Here, script-based analyses can be considered a benefit and a burden when it comes to FAIR principles: The flexibility of being able to script ones analysis is a clear benefit. However, it is a burden at the same time because of the current state of how such workflows are typically documented. That is by users sharing such scripts alongside processed data in some processed state surplus the (close to) or final figures that were generated with the publication. Hence, it is often just assumed that these scripts not only work for different versions of the execution environment (i.e. different Matlab version) but also that users can obtain the same results - provided they run the scripts again using the data if these are provided.
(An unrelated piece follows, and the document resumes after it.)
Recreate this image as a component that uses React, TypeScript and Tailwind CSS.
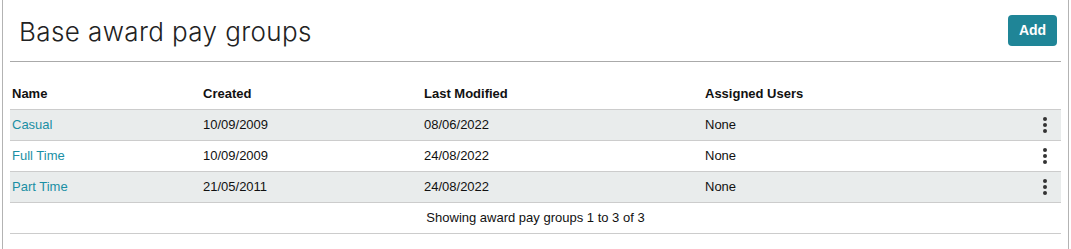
import { Fragment } from "react";

interface PayGroup {
    name: string;
    created: string;
    modified: string;
    assigned: string;
}

const groups: PayGroup[] = [
    { name: "Casual", created: "10/09/2009", modified: "08/06/2022", assigned: "None" },
    { name: "Full Time", created: "10/09/2009", modified: "24/08/2022", assigned: "None" },
    { name: "Part Time", created: "21/05/2011", modified: "24/08/2022", assigned: "None" },
];

const Kebab = () => (
    <button className="flex flex-col items-center gap-[2px] px-2 py-1">
        <span className="w-[4px] h-[4px] rounded-full bg-[#333]" />
        <span className="w-[4px] h-[4px] rounded-full bg-[#333]" />
        <span className="w-[4px] h-[4px] rounded-full bg-[#333]" />
    </button>
);

const App = () => {
    return (
        <div className="w-[1071px] h-[249px] bg-white px-[2px] font-['Liberation_Sans',Arial,sans-serif]">
            <div className="h-full border-x border-[#b3b3b3] px-[7px]">
                <div className="flex justify-between items-center h-[62px] border-b border-[#aaa] pl-[9px] pr-[4px] pt-[2px]">
                    <h1 className="text-[26px] font-light text-[#222] font-['Inter',sans-serif] tracking-[0.4px]">Base award pay groups</h1>
                    <button className="bg-[#1f8597] text-white text-[14px] font-bold rounded-[4px] w-[49px] h-[31px] mb-[2px]">Add</button>
                </div>
                <div className="mt-[17px] text-[13px] text-[#111]">
                    <div className="grid grid-cols-[191px_221px_281px_1fr_40px] items-center h-[31px] font-bold border-b border-[#ccc]">
                        <div className="pl-[2px]">Name</div>
                        <div className="pl-[2px]">Created</div>
                        <div className="pl-[2px]">Last Modified</div>
                        <div className="pl-[2px]">Assigned Users</div>
                        <div />
                    </div>
                    {groups.map((g, i) => (
                        <Fragment key={g.name}>
                            <div className={`grid grid-cols-[191px_221px_281px_1fr_40px] items-center h-[31px] border-b border-[#ccc] ${i % 2 === 0 ? "bg-[#e9ecec]" : "bg-white"}`}>
                                <a className="pl-[2px] text-[#1a8fa4]" href="#">{g.name}</a>
                                <div className="pl-[2px]">{g.created}</div>
                                <div className="pl-[2px]">{g.modified}</div>
                                <div className="pl-[2px]">{g.assigned}</div>
                                <div className="flex justify-end pr-[6px]"><Kebab /></div>
                            </div>
                        </Fragment>
                    ))}
                    <div className="h-[31px] flex items-center justify-center border-b border-[#ccc]">
                        Showing award pay groups 1 to 3 of 3
                    </div>
                </div>
            </div>
        </div>
    );
};

export default App;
The truth though is that this often leaves room for substantial interpretation and ambiguity. When there is neither a community agreed-upon standard of how to exchange information nor a thorough documentation of the execution environment, and possibly a lack of how the serialized artifacts (files, database entries) were processed through this workflow. The practical challenge is not that no output files to such script execution are shared but that these are shared using a large variety of formats many of which using ad hoc data schemas. This is a substantial burden from the perspective of ontology matching because pieces of information are encoded and named differently although they (to human experts) represent instances of similar, equivalent, or even exactly the same concepts. So far it demands the capabilities of members and often domain experts within the electron microscopy community to assure that data can safely be compared from a scientific point of view. It is this not yet fully implemented semantic mapping which technically limits interoperable knowledge exchange in electron microscopy rather than being able to read or write a specific file format.